**TASK STATEMENT:**
Word for word, give the material below again, minus any images.

☆ ☆ ☆ ☆

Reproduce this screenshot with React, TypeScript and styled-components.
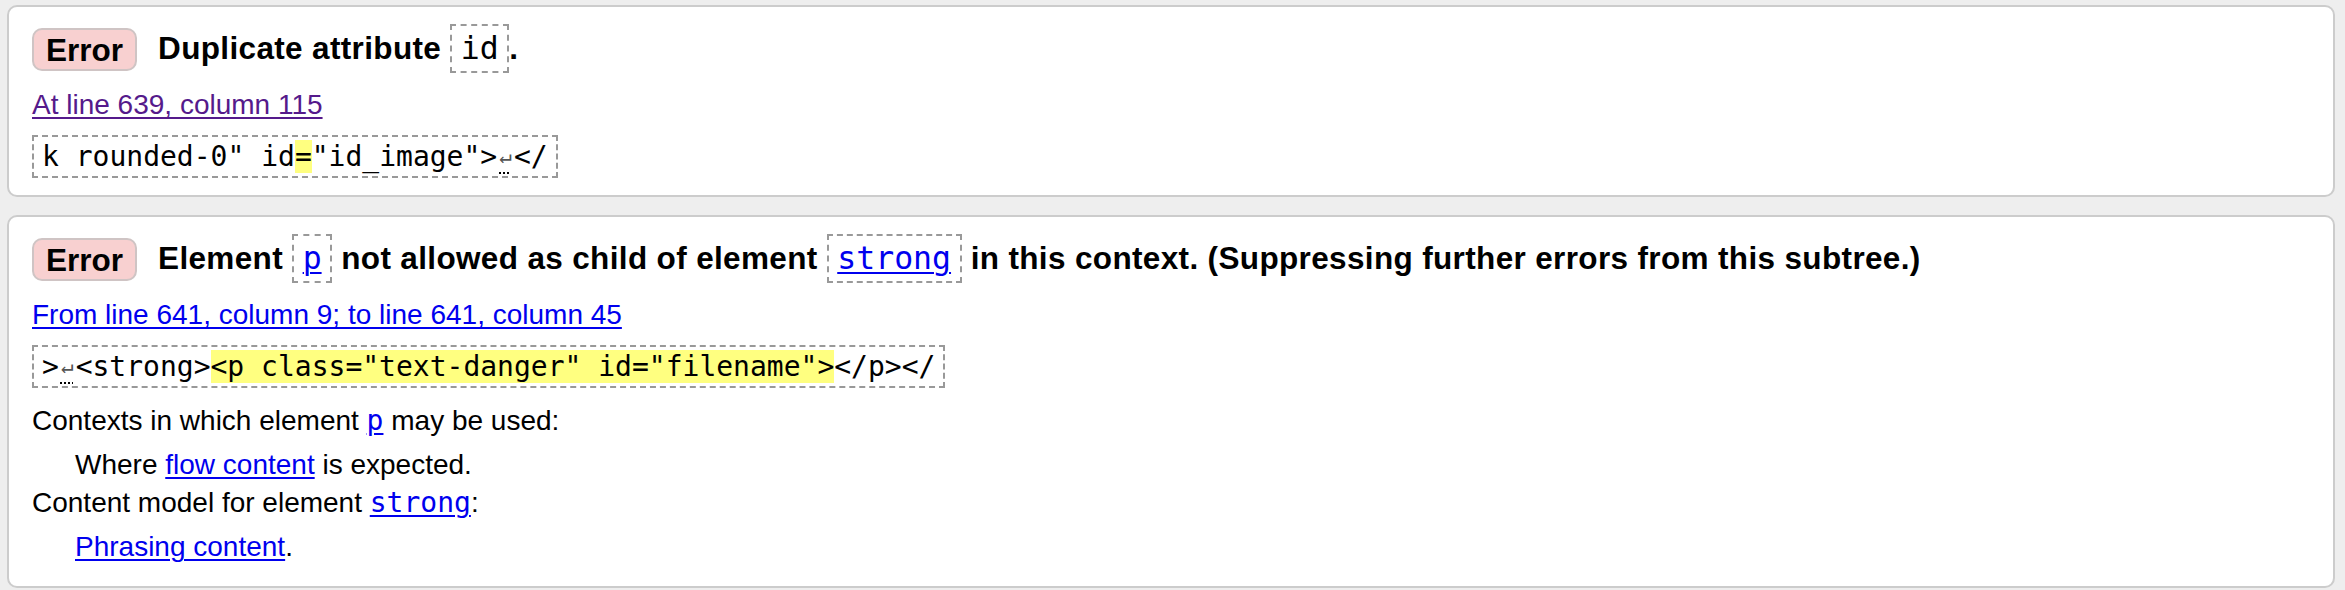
import React from "react"
import styled, { createGlobalStyle } from "styled-components"

const GlobalStyle = createGlobalStyle`
  html, body {
    margin: 0;
    padding: 0;
    background: #eeeeee;
  }
  body {
    font-family: "Liberation Sans", Arial, sans-serif;
    font-size: 28px;
    line-height: 38px;
    color: #000;
  }
`

const Page = styled.div`
  padding: 5px 10px 6px 7px;
`

const Card = styled.section`
  background: #fff;
  border: 2px solid #cccccc;
  border-radius: 10px;
  padding: 17px 23px 17px 23px;
  & + & {
    margin-top: 18px;
  }
`

const HeadingRow = styled.div`
  display: flex;
  align-items: center;
  gap: 21px;
`

const Badge = styled.span`
  display: inline-flex;
  align-items: center;
  height: 43px;
  box-sizing: border-box;
  padding: 0 12px;
  background: #f8d0d0;
  border: 2px solid #cfc4c4;
  border-radius: 10px;
  font-weight: bold;
  font-size: 31.5px;
`

const Title = styled.h2`
  margin: 0;
  font-size: 31.5px;
  font-weight: bold;
  line-height: 49px;
  letter-spacing: 0.35px;
`

const InlineCode = styled.code`
  display: inline-block;
  vertical-align: middle;
  box-sizing: border-box;
  height: 49px;
  padding: 0 8.5px;
  border: 2px dashed #999999;
  font-family: "DejaVu Sans Mono", "Liberation Mono", monospace;
  font-size: 31.5px;
  font-weight: normal;
  letter-spacing: 0;
  line-height: 45px;
  position: relative;
  top: -2px;
`

const Link = styled.a<{ $visited?: boolean }>`
  color: ${({ $visited }) => ($visited ? "#551a8b" : "#0000ee")};
  text-decoration: underline;
  text-decoration-thickness: 2px;
  text-underline-offset: 3px;
`

const Location = styled.div`
  margin-top: 11px;
  line-height: 38px;
`

const Extract = styled.div`
  display: inline-block;
  margin-top: 11px;
  box-sizing: border-box;
  height: 43px;
  padding: 0 8px;
  border: 2px dashed #999999;
  font-family: "DejaVu Sans Mono", "Liberation Mono", monospace;
  font-size: 28px;
  line-height: 39px;
  white-space: pre;
`

const Mark = styled.mark`
  background: #ffff80;
  color: inherit;
`

const LineFeed = styled.abbr`
  display: inline-block;
  width: 0.8em;
  font-size: 0.75em;
  line-height: 1;
  vertical-align: 3px;
  text-align: center;
  color: #555;
  text-decoration: underline dotted #000;
  text-decoration-thickness: 2px;
  text-underline-offset: 9px;
`

const Wrap = styled.div`
  display: block;
`

const Details = styled.dl`
  margin: 14px 0 3px 0;
  line-height: 38px;
`

const Term = styled.dt`
  margin: 0;
`

const Desc = styled.dd`
  margin: 6px 0 0 43px;
`

const Mono = styled.code`
  font-family: "DejaVu Sans Mono", "Liberation Mono", monospace;
  font-size: 28px;
`

const LF = () => <LineFeed title="Line break">↵</LineFeed>

export default function App() {
  return (
    <Page>
      <GlobalStyle />
      <Card>
        <HeadingRow>
          <Badge>Error</Badge>
          <Title>
            Duplicate attribute <InlineCode>id</InlineCode>.
          </Title>
        </HeadingRow>
        <Location>
          <Link href="#l639c115" $visited>At line 639, column 115</Link>
        </Location>
        <Wrap>
          <Extract>
            {'k rounded-0" id'}<Mark>=</Mark>{'"id_image">'}<LF />{"</"}
          </Extract>
        </Wrap>
      </Card>
      <Card>
        <HeadingRow>
          <Badge>Error</Badge>
          <Title>
            Element <InlineCode><Link href="#p">p</Link></InlineCode> not allowed as child of element{" "}
            <InlineCode><Link href="#strong">strong</Link></InlineCode> in this context. (Suppressing further errors from this subtree.)
          </Title>
        </HeadingRow>
        <Location>
          <Link href="#l641c9">From line 641, column 9; to line 641, column 45</Link>
        </Location>
        <Wrap>
          <Extract>
            {">"}<LF />{"<strong>"}<Mark>{'<p class="text-danger" id="filename">'}</Mark>{"</p></"}
          </Extract>
        </Wrap>
        <Details>
          <Term>
            Contexts in which element <Link href="#p"><Mono>p</Mono></Link> may be used:
          </Term>
          <Desc>
            Where <Link href="#flow">flow content</Link> is expected.
          </Desc>
          <Term>
            Content model for element <Link href="#strong"><Mono>strong</Mono></Link>:
          </Term>
          <Desc>
            <Link href="#phrasing">Phrasing content</Link>.
          </Desc>
        </Details>
      </Card>
    </Page>
  )
}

☆ ☆ ☆ ☆

**RESULT OF THE EXERCISE:**
Reproduce this screenshot with React, TypeScript and styled-components.
import React from "react"
import styled, { createGlobalStyle } from "styled-components"

const GlobalStyle = createGlobalStyle`
  html, body {
    margin: 0;
    padding: 0;
    background: #eeeeee;
  }
  body {
    font-family: "Liberation Sans", Arial, sans-serif;
    font-size: 28px;
    line-height: 38px;
    color: #000;
  }
`

const Page = styled.div`
  padding: 5px 10px 6px 7px;
`

const Card = styled.section`
  background: #fff;
  border: 2px solid #cccccc;
  border-radius: 10px;
  padding: 17px 23px 17px 23px;
  & + & {
    margin-top: 18px;
  }
`

const HeadingRow = styled.div`
  display: flex;
  align-items: center;
  gap: 21px;
`

const Badge = styled.span`
  display: inline-flex;
  align-items: center;
  height: 43px;
  box-sizing: border-box;
  padding: 0 12px;
  background: #f8d0d0;
  border: 2px solid #cfc4c4;
  border-radius: 10px;
  font-weight: bold;
  font-size: 31.5px;
`

const Title = styled.h2`
  margin: 0;
  font-size: 31.5px;
  font-weight: bold;
  line-height: 49px;
  letter-spacing: 0.35px;
`

const InlineCode = styled.code`
  display: inline-block;
  vertical-align: middle;
  box-sizing: border-box;
  height: 49px;
  padding: 0 8.5px;
  border: 2px dashed #999999;
  font-family: "DejaVu Sans Mono", "Liberation Mono", monospace;
  font-size: 31.5px;
  font-weight: normal;
  letter-spacing: 0;
  line-height: 45px;
  position: relative;
  top: -2px;
`

const Link = styled.a<{ $visited?: boolean }>`
  color: ${({ $visited }) => ($visited ? "#551a8b" : "#0000ee")};
  text-decoration: underline;
  text-decoration-thickness: 2px;
  text-underline-offset: 3px;
`

const Location = styled.div`
  margin-top: 11px;
  line-height: 38px;
`

const Extract = styled.div`
  display: inline-block;
  margin-top: 11px;
  box-sizing: border-box;
  height: 43px;
  padding: 0 8px;
  border: 2px dashed #999999;
  font-family: "DejaVu Sans Mono", "Liberation Mono", monospace;
  font-size: 28px;
  line-height: 39px;
  white-space: pre;
`

const Mark = styled.mark`
  background: #ffff80;
  color: inherit;
`

const LineFeed = styled.abbr`
  display: inline-block;
  width: 0.8em;
  font-size: 0.75em;
  line-height: 1;
  vertical-align: 3px;
  text-align: center;
  color: #555;
  text-decoration: underline dotted #000;
  text-decoration-thickness: 2px;
  text-underline-offset: 9px;
`

const Wrap = styled.div`
  display: block;
`

const Details = styled.dl`
  margin: 14px 0 3px 0;
  line-height: 38px;
`

const Term = styled.dt`
  margin: 0;
`

const Desc = styled.dd`
  margin: 6px 0 0 43px;
`

const Mono = styled.code`
  font-family: "DejaVu Sans Mono", "Liberation Mono", monospace;
  font-size: 28px;
`

const LF = () => <LineFeed title="Line break">↵</LineFeed>

export default function App() {
  return (
    <Page>
      <GlobalStyle />
      <Card>
        <HeadingRow>
          <Badge>Error</Badge>
          <Title>
            Duplicate attribute <InlineCode>id</InlineCode>.
          </Title>
        </HeadingRow>
        <Location>
          <Link href="#l639c115" $visited>At line 639, column 115</Link>
        </Location>
        <Wrap>
          <Extract>
            {'k rounded-0" id'}<Mark>=</Mark>{'"id_image">'}<LF />{"</"}
          </Extract>
        </Wrap>
      </Card>
      <Card>
        <HeadingRow>
          <Badge>Error</Badge>
          <Title>
            Element <InlineCode><Link href="#p">p</Link></InlineCode> not allowed as child of element{" "}
            <InlineCode><Link href="#strong">strong</Link></InlineCode> in this context. (Suppressing further errors from this subtree.)
          </Title>
        </HeadingRow>
        <Location>
          <Link href="#l641c9">From line 641, column 9; to line 641, column 45</Link>
        </Location>
        <Wrap>
          <Extract>
            {">"}<LF />{"<strong>"}<Mark>{'<p class="text-danger" id="filename">'}</Mark>{"</p></"}
          </Extract>
        </Wrap>
        <Details>
          <Term>
            Contexts in which element <Link href="#p"><Mono>p</Mono></Link> may be used:
          </Term>
          <Desc>
            Where <Link href="#flow">flow content</Link> is expected.
          </Desc>
          <Term>
            Content model for element <Link href="#strong"><Mono>strong</Mono></Link>:
          </Term>
          <Desc>
            <Link href="#phrasing">Phrasing content</Link>.
          </Desc>
        </Details>
      </Card>
    </Page>
  )
}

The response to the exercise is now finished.